I still don't get why you say that both ways work, only one is potentially correct, but yet this should be merged as it is without any confirmation.

For the version checks: I agree that the code for v1 should be removed, it's no longer supported. I tend to disagree to remove >all the checks, just to potentially add this later. But I don't have strong feelings about this. However the tests should have a >version check, and this can be added in the PR before merging it. This does not need another PR just to fix the PR which is >missing that.

ah by both solution works I meant it solves the problem currently at hand. One is dirty fix to fix the current problem at hand without much thought into what other issues might cause in the future and the other Doesn't modify much of the code and also solves the problem. By the looks of it people in #Ansible also think this is the right way to go.

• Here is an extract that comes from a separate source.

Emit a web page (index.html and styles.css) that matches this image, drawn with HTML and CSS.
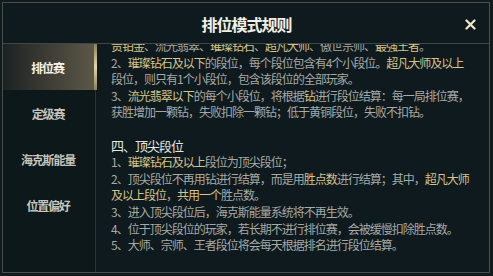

I don't have much experience with Ansible. So i couldn't predict what troubles play_context might cause hence i just suggested it as "it works for now" Fix.

About the test yes. But i think it could be improved and 17 seperate checks might be a overkill IMO.

https://github.com/andreasscherbaum/ansible-lxc-ssh/issues/37#issuecomment-864069967 Like this user suggests in case we need version checking for future use we would probably need to do that after the __init__

andreasscherbaum commented 3 years ago

So is this PR ready to be merged in? It evolved quite a bit, and in the end it's not very long now.

@stefangweichinger?

stefangweichinger commented 3 years ago

@andreasscherbaum

I have to look through all this once again, I don't have the full overview anymore right now. And I still don't fully understand some statements from others.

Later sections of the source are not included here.